Her rundown home is inside the Berkeley House, a 23-story luxury condo where a three-bedroom is listed at $3.35 million and a two-bedroom rental goes for $14,000 a month.

Earlier this year, Hollywood producers Kathleen Kennedy and Frank Marshall — who produced “The Sixth Sense” and “The Curious Case of Benjamin Button” — sold their two-bedroom love nest in the building for $3.6 million.

Wolff’s family owned the prewar building and lived in their 17th-floor apartment for decades. She sold the property in the 1970s, and the new owner converted it into condominiums.

Before Berkeley House changed hands, she negotiated a lease to make sure she’d keep her home.

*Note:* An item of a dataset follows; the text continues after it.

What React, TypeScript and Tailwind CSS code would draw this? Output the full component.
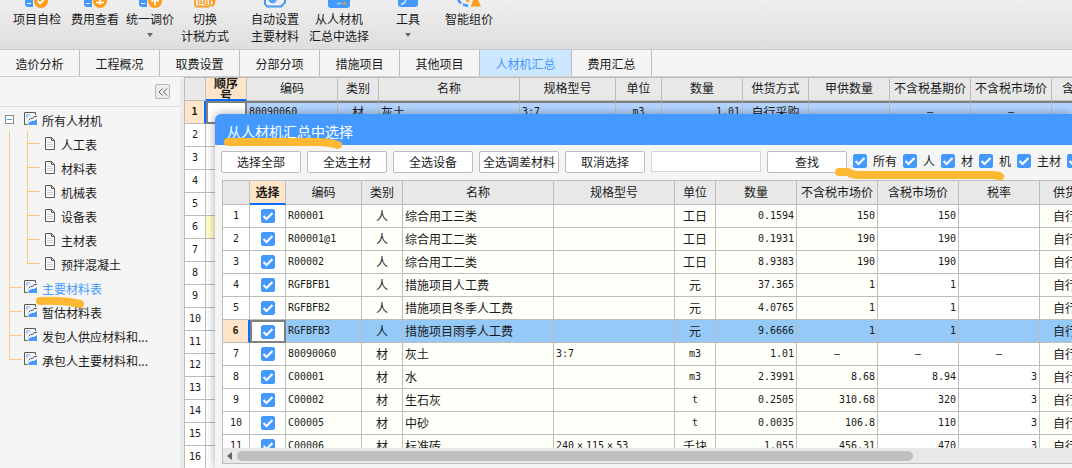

But she’s been battling her landlord, Zohar Ben-Dov, who owns the shares to her unit, according to property records.

First she sued to stop him from evicting her bedridden mother in 1978. She sued again in 2007 because he allegedly overcharged her on rent, according to court documents.

Wolff claims Ben-Dov is trying to force her out by allowing “deplorable conditions” to continue.

Ben-Dov, who raises racehorses on a Virginia farm, did not respond to several messages left by The Post.

Buchbinder & Warren’s director of property management, Rosemary Paparo, said, “ The landlord and the management are promptly addressing [Wolff’s] concerns. That is all.”

According to the city’s rent-control guidelines, the landlord can raise the rent 7.5 percent annually.

Wolff’s apartment had a maximum collectible rent of $371.06 in 1972, papers from the Division of Housing and Community Renewal show. That means rent today would only be around $1,555 a month.

“For what I’m paying, it’s not even worth it,” Wolff said. “It’s a dump!”